Obviously, he would never have agreed that speculation is the only reason why oil prices are so high.  He threw that out there because we live in a world of soundbites, where blaming speculators on Wall Street will shift the blame and get you good press in certain circles.

So why did Senators not press him on these points?  Because that Senate hearing was not about finding solutions to our energy problems.  It was about creating soundbites that Senators could use in the next election.

Which points out the real problem we face as a nation.  Neither our corporate leadership nor our political leadership is willing to have a serious conversation about the real problems and tough solutions we need to create a viable and sustainable energy policy.

John Howley
Woodbridge, New Jersey

Saturday, May 7, 2011

Acceleration of Artic Ice Melting

A new report by the international Arctic Monitoring and Assessment Program, or AMAP, concludes that Arctic ice is melting faster than expected and could raise the average global sea level by as much as five feet this century.
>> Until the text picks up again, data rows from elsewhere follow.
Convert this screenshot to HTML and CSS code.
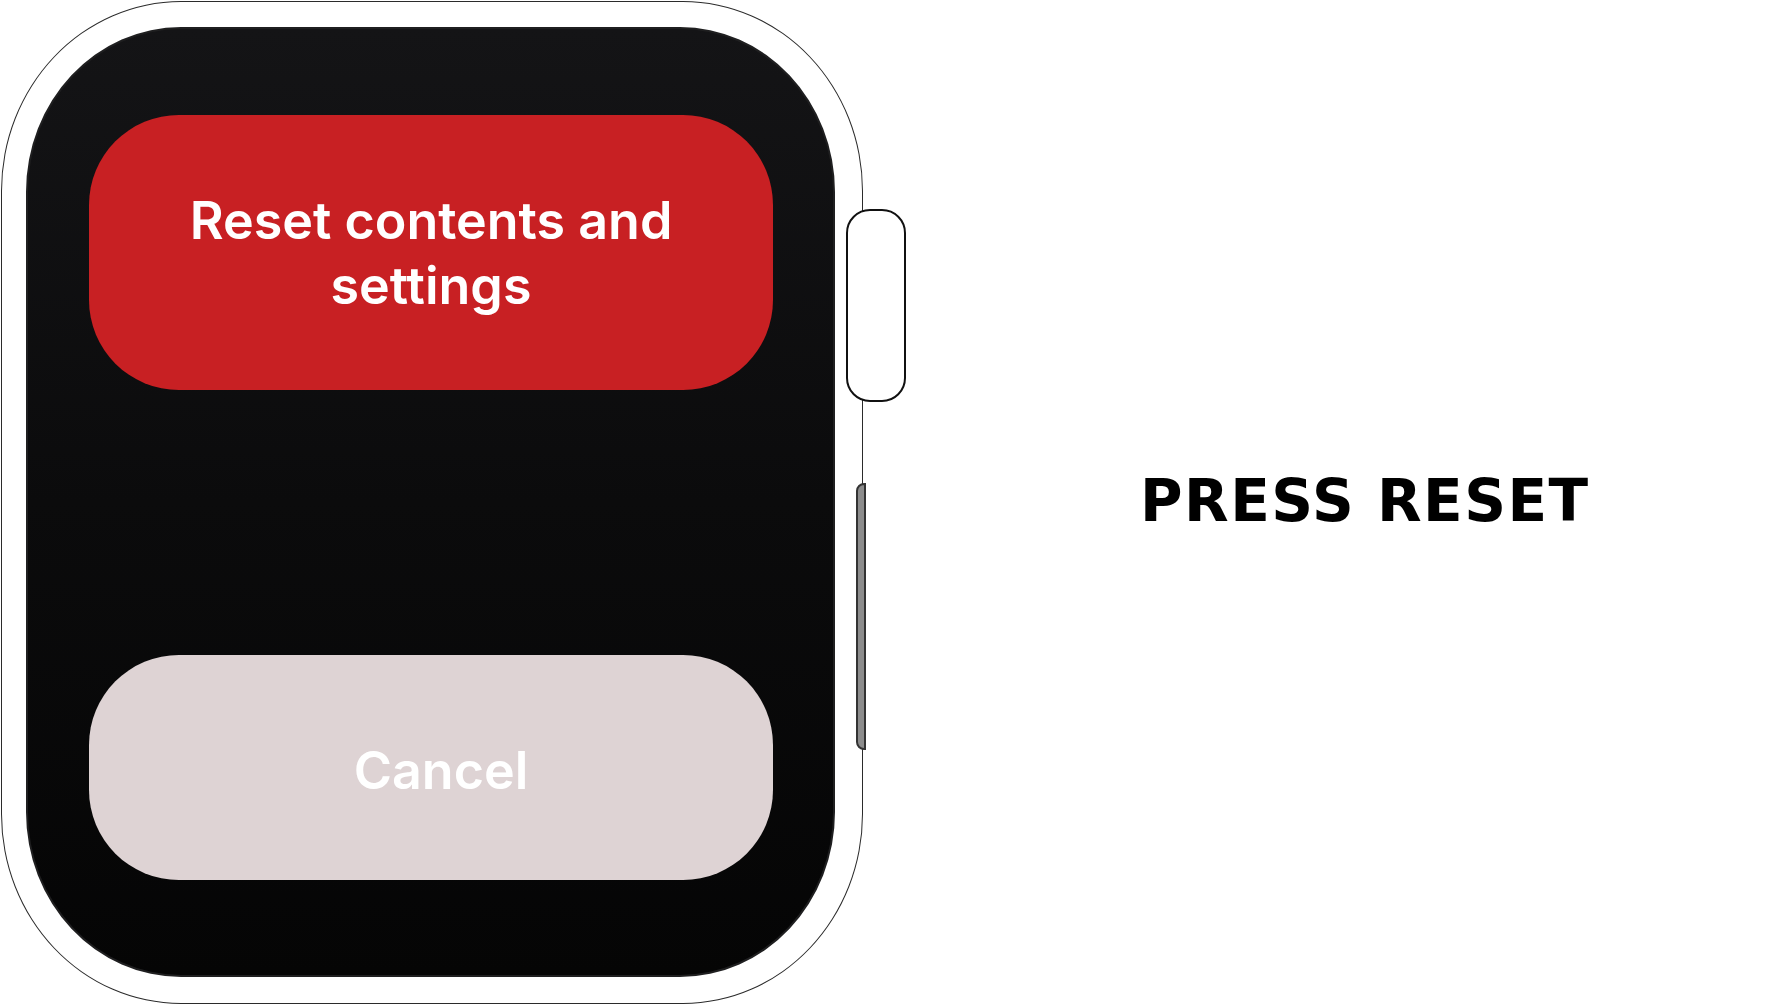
FILE: index.html
```html
<!DOCTYPE html>
<html lang="en">
<head>
    <meta charset="UTF-8">
    <meta name="viewport" content="width=device-width, initial-scale=1.0">
    <title>Press Reset</title>
    <link rel="stylesheet" href="styles.css">
</head>
<body>
    <div class="page">
        <div class="watch">
            <div class="case">
                <div class="screen">
                    <button class="btn btn-reset">Reset contents and<br>settings</button>
                    <button class="btn btn-cancel">Cancel</button>
                </div>
            </div>
            <div class="crown"></div>
            <div class="side-button"></div>
        </div>
        <div class="caption">
            <h1>PRESS RESET</h1>
        </div>
    </div>
</body>
</html>
```

FILE: styles.css
```css
body{
    margin: 0;
    background: #fff;
    font-family: Inter, "Noto Sans", sans-serif;
}
.page{
    display: flex;
    align-items: center;
    width: 1786px;
    height: 1006px;
    overflow: hidden;
}
.watch{
    position: relative;
    width: 910px;
    height: 1006px;
    flex-shrink: 0;
}
.case{
    box-sizing: border-box;
    width: 862px;
    height: 1003px;
    margin: 1px 0 0 1px;
    padding: 25px 27px 26px 24px;
    border: 1.5px solid #2b2b2b;
    border-radius: 180px / 190px;
    display: flex;
}
.screen{
    flex: 1;
    box-sizing: border-box;
    padding: 86px 60px 95px 61px;
    border: 2px solid #1f1f20;
    border-radius: 155px / 165px;
    background: linear-gradient(180deg, #141416 0%, #0b0b0c 50%, #050505 100%);
    display: flex;
    flex-direction: column;
    justify-content: space-between;
}
.btn{
    display: flex;
    align-items: center;
    justify-content: center;
    width: 100%;
    border: none;
    border-radius: 90px;
    color: #fff;
    font-family: Inter, "Noto Sans", sans-serif;
    font-weight: 600;
    font-variant-ligatures: none;
    text-align: center;
    padding: 0;
}
.btn-reset{
    height: 275px;
    background: #c82023;
    font-size: 52px;
    line-height: 65px;
}
.btn-cancel{
    height: 225px;
    background: #ded3d4;
    font-size: 52px;
    padding: 6px 0 0 20px;
}
.crown{
    position: absolute;
    left: 846px;
    top: 209px;
    box-sizing: border-box;
    width: 60px;
    height: 193px;
    border: 2px solid #111;
    border-radius: 24px;
    background: #fff;
}
.side-button{
    position: absolute;
    left: 856px;
    top: 483px;
    box-sizing: border-box;
    width: 10px;
    height: 267px;
    border: 2px solid #333;
    border-radius: 8px 0 0 8px;
    background: #8c8c8c;
}
.caption{
    padding-left: 230px;
    margin-top: -4px;
}
.caption h1{
    margin: 0;
    font-family: "DejaVu Sans", sans-serif;
    font-weight: bold;
    font-size: 58px;
    letter-spacing: 1.5px;
    color: #000;
}
```
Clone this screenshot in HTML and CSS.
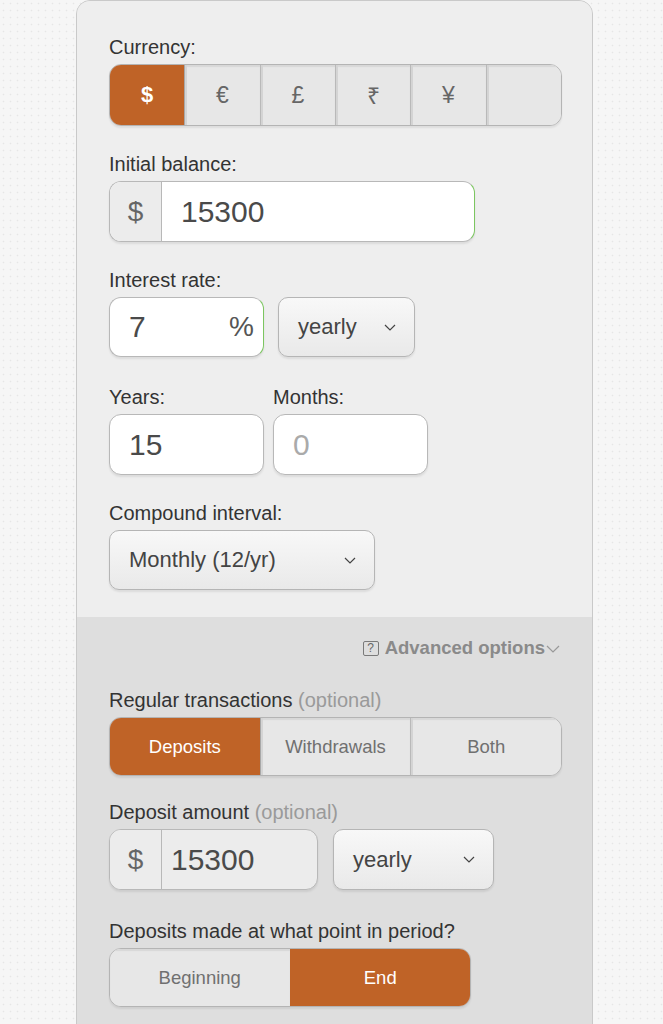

The report says that Arctic temperatures in the past six years were the highest since 1880.  The report also says that its authors also found evidence that feedback loops have started.  A feedback loop occurs when warming of the earth's atmosphere causing an effect, such as melting of ice sheets, which results in more absorption of heat by the earth's oceans, which results in further warming of the earth's atmosphere, which results in further melting of ice sheets, etc.

Scientists fear that once started, it will be difficult to impossible to stop feedback loops.